BULAWAYO, Zimbabwe (AP) — Zimbabwe’s lower-order batters held out in the final session of the last day, including a 36-ball zero from Wellington Masakadza, to force a draw in the first cricket test against West Indies.
The hosts finished at 134-6 on Wednesday in 54 overs after being set 272 to win.
West Indies openers Kraigg Brathwaite and Tagenarine Chanderpaul had resumed the day at 21 without loss in the second innings — after sharing a stand of 336 in the first innings — and the visitors went on to declare at 203-5 soon after lunch. Masakadza returned bowling figures of 3-71, including the wickets of top scorers Raymon Reifer (caught and bowled for 58) and Jermaine Blackwood (caught behind for 57).
Zimbabwe was praised for accepting the challenge and going for the win before finding itself in trouble.
“To see Zimbabwe come back and force their way back into the game, and pushing for victory, says a lot about test cricket,” Brathwaite said. “I believe test cricket is alive. For the players, test cricket is about fighting for their country. Zimbabwe did that, that’s test cricket for you.”
Zimbabwe will be happiest with the result, given how Windies’ late bowling surge gave the visitors a real possibility of winning before debutant wicketkeeper Tafadzwa Tsiga (24 not out) and Masakadza helped their team survive at the Queens Sports Club.
Left-arm spinner Gudakesh Motie took 4-50 for West Indies.
Brathwaite, who scored 182 in the first innings, said his team had sensed victory when Zimbabwe fell to 120-6.
“We wanted to take 10 wickets, that was the focus,” the West Indies captain said, “but we knew it was going to be difficult on that pitch, and Zimbabwe batted well.”
Zimbabwe’s wickets had tumbled quickly Wednesday, including the dismissal of former England batter Gary Ballance (18), who hit a debut century in the first innings to become the second player after Kepler Wessels (Australia and South Africa) to score a test ton for two different countries.
Zimbabwe showed intent in the rain-affected match on a largely lifeless wicket.

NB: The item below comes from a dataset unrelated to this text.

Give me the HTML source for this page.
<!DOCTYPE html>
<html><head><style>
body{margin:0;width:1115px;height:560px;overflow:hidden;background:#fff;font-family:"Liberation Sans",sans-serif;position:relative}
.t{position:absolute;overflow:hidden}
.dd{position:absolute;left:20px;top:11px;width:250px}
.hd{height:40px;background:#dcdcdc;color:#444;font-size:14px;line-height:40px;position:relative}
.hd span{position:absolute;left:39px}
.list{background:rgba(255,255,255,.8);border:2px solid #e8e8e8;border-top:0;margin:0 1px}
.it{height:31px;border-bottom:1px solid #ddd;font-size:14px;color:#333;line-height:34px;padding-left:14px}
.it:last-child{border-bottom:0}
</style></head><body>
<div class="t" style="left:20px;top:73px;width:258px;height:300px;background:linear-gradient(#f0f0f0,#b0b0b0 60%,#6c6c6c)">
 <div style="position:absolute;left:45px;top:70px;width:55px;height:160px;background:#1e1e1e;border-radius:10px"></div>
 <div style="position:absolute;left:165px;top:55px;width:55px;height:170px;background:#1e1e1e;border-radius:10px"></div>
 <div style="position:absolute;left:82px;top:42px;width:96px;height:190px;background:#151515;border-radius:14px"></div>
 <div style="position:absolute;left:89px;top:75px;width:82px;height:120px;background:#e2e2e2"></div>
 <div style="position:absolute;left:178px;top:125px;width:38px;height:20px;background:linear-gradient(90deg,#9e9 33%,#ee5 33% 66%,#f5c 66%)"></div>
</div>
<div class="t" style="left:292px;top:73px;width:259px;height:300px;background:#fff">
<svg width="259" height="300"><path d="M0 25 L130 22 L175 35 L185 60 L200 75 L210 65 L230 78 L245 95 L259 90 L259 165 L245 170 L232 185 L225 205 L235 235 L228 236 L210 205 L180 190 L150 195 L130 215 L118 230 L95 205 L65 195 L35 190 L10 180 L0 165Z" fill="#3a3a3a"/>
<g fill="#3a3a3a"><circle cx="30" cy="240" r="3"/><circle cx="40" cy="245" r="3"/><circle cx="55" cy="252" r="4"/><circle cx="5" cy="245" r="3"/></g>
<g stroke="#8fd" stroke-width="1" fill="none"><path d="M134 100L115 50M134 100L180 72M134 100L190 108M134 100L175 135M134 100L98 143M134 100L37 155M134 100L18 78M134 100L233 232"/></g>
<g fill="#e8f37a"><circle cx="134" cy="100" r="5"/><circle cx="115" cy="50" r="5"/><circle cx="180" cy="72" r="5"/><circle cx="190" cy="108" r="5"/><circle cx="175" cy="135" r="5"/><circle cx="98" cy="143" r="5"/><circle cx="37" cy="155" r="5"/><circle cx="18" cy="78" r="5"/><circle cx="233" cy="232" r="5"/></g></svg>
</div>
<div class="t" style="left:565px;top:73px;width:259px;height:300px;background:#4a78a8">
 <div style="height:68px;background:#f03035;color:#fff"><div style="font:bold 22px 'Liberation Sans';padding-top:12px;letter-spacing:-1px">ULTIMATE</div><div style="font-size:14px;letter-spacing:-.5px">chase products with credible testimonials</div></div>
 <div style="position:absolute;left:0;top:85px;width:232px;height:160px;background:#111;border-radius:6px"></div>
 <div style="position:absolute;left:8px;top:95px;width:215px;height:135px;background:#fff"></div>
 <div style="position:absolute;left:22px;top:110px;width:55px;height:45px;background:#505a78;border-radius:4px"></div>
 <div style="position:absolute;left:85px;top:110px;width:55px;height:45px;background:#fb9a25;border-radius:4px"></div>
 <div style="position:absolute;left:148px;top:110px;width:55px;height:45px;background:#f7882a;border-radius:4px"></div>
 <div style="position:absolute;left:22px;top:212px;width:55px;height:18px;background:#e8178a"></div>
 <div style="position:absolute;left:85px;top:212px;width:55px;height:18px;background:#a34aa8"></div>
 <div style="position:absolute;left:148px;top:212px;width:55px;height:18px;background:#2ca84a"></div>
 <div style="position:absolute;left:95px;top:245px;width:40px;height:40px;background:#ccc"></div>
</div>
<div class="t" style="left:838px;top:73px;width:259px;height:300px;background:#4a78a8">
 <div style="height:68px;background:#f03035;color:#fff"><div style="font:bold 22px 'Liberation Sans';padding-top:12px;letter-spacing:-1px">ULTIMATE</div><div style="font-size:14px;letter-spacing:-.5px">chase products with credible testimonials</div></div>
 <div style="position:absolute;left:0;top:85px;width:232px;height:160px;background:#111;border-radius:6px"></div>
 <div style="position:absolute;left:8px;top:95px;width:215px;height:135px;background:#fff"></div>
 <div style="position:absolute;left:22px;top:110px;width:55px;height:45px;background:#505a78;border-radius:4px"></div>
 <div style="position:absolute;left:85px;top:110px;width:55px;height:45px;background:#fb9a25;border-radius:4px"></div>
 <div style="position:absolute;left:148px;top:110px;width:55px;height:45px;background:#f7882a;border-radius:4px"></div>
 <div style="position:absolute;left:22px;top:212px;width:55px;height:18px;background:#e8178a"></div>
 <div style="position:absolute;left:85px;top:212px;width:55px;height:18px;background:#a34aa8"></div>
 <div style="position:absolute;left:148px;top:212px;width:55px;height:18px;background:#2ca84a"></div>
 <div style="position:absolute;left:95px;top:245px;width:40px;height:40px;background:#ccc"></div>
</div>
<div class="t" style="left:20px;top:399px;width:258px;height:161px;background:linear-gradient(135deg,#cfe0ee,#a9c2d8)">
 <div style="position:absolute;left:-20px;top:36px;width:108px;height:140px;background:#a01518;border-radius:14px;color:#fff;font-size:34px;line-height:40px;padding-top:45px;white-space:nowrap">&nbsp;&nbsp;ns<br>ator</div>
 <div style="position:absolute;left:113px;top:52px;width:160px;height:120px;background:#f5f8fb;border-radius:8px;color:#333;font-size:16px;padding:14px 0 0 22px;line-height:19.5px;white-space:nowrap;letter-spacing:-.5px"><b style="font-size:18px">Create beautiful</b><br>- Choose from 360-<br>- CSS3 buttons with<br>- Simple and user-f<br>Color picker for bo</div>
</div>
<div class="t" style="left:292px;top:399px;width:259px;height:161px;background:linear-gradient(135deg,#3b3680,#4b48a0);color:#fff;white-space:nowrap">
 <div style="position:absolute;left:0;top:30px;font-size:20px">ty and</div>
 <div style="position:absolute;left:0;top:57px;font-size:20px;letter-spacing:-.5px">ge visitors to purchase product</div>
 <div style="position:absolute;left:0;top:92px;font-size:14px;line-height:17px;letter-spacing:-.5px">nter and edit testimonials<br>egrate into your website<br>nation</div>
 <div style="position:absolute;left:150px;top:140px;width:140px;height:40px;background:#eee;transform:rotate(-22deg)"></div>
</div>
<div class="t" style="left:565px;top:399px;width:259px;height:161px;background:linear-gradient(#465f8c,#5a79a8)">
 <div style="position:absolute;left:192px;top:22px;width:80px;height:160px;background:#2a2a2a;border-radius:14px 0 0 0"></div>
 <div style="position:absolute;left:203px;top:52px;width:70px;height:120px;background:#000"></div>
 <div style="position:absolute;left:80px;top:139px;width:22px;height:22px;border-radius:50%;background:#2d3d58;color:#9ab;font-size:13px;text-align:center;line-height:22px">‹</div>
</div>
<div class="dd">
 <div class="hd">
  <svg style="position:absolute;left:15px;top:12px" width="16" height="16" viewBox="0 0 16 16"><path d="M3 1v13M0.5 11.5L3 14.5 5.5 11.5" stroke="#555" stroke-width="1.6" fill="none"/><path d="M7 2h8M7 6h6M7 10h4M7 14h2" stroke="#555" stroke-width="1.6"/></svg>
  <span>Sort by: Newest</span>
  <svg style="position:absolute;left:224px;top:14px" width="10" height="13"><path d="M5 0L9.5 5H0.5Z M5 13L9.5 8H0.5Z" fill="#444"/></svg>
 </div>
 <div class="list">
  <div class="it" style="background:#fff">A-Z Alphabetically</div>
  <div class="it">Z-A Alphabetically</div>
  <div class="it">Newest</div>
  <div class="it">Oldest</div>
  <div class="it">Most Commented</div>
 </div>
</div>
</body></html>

Zimbabwe coach Dave Houghton, the former captain, has been credited for instilling a sense of confidence in his team since returning in June for a second spell as coach.

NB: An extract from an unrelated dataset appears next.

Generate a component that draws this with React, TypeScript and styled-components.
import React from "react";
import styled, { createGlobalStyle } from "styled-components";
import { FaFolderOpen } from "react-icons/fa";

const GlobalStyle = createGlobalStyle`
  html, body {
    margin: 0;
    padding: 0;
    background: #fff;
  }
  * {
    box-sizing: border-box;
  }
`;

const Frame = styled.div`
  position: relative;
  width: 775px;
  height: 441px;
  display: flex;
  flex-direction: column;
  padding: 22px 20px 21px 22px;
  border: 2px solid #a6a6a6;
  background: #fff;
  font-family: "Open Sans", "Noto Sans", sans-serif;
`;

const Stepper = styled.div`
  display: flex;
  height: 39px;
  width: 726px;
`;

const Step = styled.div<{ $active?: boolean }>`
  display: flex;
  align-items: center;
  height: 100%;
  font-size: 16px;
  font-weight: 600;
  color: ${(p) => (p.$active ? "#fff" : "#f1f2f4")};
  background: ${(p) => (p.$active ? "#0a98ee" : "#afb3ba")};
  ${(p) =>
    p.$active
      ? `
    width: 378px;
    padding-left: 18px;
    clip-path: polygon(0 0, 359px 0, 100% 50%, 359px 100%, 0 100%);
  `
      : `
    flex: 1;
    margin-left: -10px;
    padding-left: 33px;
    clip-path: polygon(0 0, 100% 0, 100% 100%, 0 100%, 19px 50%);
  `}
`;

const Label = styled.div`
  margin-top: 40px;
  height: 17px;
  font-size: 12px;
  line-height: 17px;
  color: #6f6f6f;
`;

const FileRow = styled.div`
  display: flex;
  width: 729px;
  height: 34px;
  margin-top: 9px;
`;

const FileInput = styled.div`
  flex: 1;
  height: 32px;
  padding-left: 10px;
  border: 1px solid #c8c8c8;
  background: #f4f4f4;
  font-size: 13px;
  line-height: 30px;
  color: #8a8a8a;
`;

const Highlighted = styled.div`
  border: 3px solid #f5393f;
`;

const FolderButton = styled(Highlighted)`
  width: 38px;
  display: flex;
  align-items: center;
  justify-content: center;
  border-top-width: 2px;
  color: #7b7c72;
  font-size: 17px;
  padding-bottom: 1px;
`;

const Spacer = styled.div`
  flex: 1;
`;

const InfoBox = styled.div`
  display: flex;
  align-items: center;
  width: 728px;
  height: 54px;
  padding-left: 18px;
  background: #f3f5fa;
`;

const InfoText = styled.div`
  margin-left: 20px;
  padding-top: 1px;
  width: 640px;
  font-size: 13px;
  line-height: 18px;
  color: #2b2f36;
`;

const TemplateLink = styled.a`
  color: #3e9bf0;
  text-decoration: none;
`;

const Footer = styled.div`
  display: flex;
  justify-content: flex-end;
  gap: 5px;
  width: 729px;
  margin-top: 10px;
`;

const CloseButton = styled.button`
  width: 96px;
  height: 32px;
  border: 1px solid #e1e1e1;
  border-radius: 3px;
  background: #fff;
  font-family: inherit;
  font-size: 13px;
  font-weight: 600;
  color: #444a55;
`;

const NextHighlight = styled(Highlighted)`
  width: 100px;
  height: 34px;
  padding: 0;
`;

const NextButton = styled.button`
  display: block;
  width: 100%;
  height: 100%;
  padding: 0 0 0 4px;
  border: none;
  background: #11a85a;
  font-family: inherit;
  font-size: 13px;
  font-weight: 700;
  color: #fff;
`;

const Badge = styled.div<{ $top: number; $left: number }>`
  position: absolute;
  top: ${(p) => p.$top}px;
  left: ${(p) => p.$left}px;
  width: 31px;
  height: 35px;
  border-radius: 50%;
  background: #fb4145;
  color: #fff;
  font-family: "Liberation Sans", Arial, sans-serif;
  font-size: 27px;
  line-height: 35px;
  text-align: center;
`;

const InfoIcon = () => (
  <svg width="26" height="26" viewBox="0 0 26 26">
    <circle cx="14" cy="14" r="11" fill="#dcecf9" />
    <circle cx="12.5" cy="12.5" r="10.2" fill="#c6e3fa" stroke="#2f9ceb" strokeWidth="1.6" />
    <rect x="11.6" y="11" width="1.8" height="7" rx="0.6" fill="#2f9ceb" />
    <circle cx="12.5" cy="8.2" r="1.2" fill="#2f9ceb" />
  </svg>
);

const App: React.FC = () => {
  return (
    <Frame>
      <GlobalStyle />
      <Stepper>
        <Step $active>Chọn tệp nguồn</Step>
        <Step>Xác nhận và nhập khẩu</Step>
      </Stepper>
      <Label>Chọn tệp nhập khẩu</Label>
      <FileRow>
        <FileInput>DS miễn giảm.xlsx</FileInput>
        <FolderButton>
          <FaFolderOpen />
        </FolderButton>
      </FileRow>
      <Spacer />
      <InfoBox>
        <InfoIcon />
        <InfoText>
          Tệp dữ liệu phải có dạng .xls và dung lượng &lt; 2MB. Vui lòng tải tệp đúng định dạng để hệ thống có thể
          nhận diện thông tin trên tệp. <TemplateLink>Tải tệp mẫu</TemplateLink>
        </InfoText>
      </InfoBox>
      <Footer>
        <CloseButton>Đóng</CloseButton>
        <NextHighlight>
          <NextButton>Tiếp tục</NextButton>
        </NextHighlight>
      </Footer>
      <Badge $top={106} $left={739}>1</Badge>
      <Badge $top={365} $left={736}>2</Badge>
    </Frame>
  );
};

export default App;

West Indies also declared its first innings, at 447-6, as Chanderpaul hit a double century. Zimbabwe leg-spinner Brandon Mavuta, playing his first test in five years, was effective on the slow and low pitch, taking a five-for, before he joined Ballance (137 not out) to lead a crucial fightback as the hosts declared on 379-9 in the first innings.
Zimbabwe, backed by a small but vociferous crowd, has been playing remarkably well in white-ball cricket over the past seven months when Houghton returned as coach, and it was keen to take the form into tests.
Assistant coach Stuart Matsikenyeri, a former Zimbabwe batter, said both teams went all out to win.
“No, I don’t think the West Indies took us for granted,” Matsikenyeri said. “With the way we have been playing lately, I don’t think anyone would take us for granted. They are a proud team, and they wanted to win … we came into the test match expecting to stay in the game, be positive. And being positive means winning.
“There were different phases, in some phases we were on top, in some we were not. That’s the nature of test cricket. When we realized that we were not going to win after all, the next thing was to draw.”
The second and final test begins on Sunday, after which West Indies will cross into South Africa for a multi-format series.